You are copying byte by byte, so it would be a lot faster copying int by int instead. Also unrolling the loop should help:

void *memcpyi80(void* __restrict b, const void* __restrict a){
  int* s1 = b;
  int* s2 = a;
  *s1++ = *s2++; *s1++ = *s2++; *s1++ = *s2++; *s1++ = *s2++;
  *s1++ = *s2++; *s1++ = *s2++; *s1++ = *s2++; *s1++ = *s2++;
  *s1++ = *s2++; *s1++ = *s2++; *s1++ = *s2++; *s1++ = *s2++;
  *s1++ = *s2++; *s1++ = *s2++; *s1++ = *s2++; *s1++ = *s2++;
  *s1++ = *s2++;
  // *s1++ = *s2++; *s1++ = *s2++; *s1++ = *s2++;
  return b;
}

In C# I have found that separating the access and incrementation is faster, so that's worth a try:

void *memcpyi80(void* __restrict b, const void* __restrict a){
  int* s1 = b;
  int* s2 = a;
  *s1 = *s2; s1++; s2++; *s1 = *s2; s1++; s2++; *s1 = *s2; s1++; s2++;
  *s1 = *s2; s1++; s2++; *s1 = *s2; s1++; s2++; *s1 = *s2; s1++; s2++;
  *s1 = *s2; s1++; s2++; *s1 = *s2; s1++; s2++; *s1 = *s2; s1++; s2++;
  *s1 = *s2; s1++; s2++; *s1 = *s2; s1++; s2++; *s1 = *s2; s1++; s2++;
  *s1 = *s2; s1++; s2++; *s1 = *s2; s1++; s2++; *s1 = *s2; s1++; s2++;
  *s1 = *s2; s1++; s2++; *s1 = *s2; s1++; s2++;
  // *s1 = *s2; s1++; s2++; *s1 = *s2; s1++; s2++; *s1 = *s2;
  return b;
}

Answer 9

There's no way any solution in c or c++ could be better than assembly (unless of course, it was horribly written).
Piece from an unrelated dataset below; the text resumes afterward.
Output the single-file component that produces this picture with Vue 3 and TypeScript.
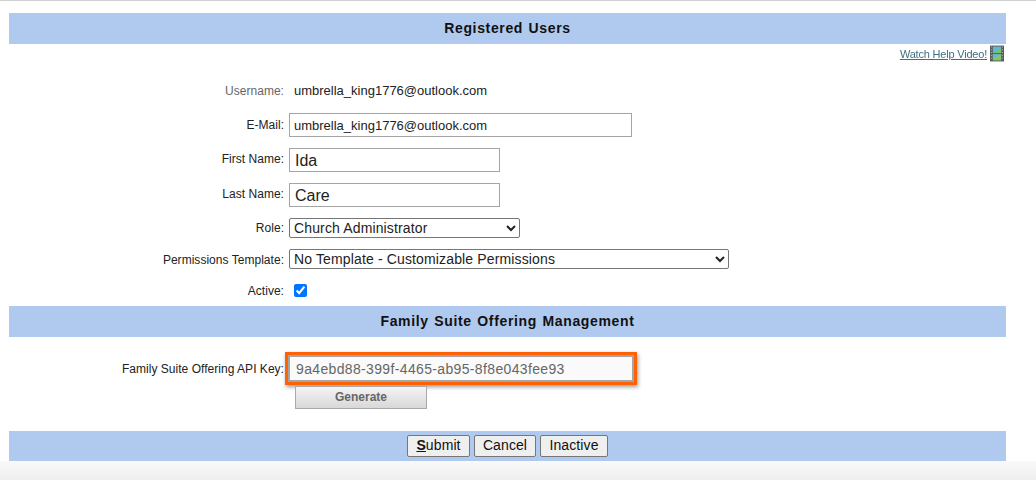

The answer with the assembly language from Jerry Coffin above...

memcpyi80 proc dest:ptr byte src:ptr byte
    mov esi, src   ; load source address
    mov edi, dest  ; load destination address
    mov ecx, 20    ; initialize count register (80/4)
    rep movsd      ; perform transfer
memcpyi80 endp

cannot be improved upon, in my opinion, unless it's possible to use a smaller number larger operands. Naturally the memory addresses need to be aligned properly. The rep movsd instruction is the only part of the code that does any work, automatically incrementing the count register until the operation is complete.

What you might try is to pass the count as a separate parameter and then split the data into as many parts as you have cores, and call the function with a separate thread for each part.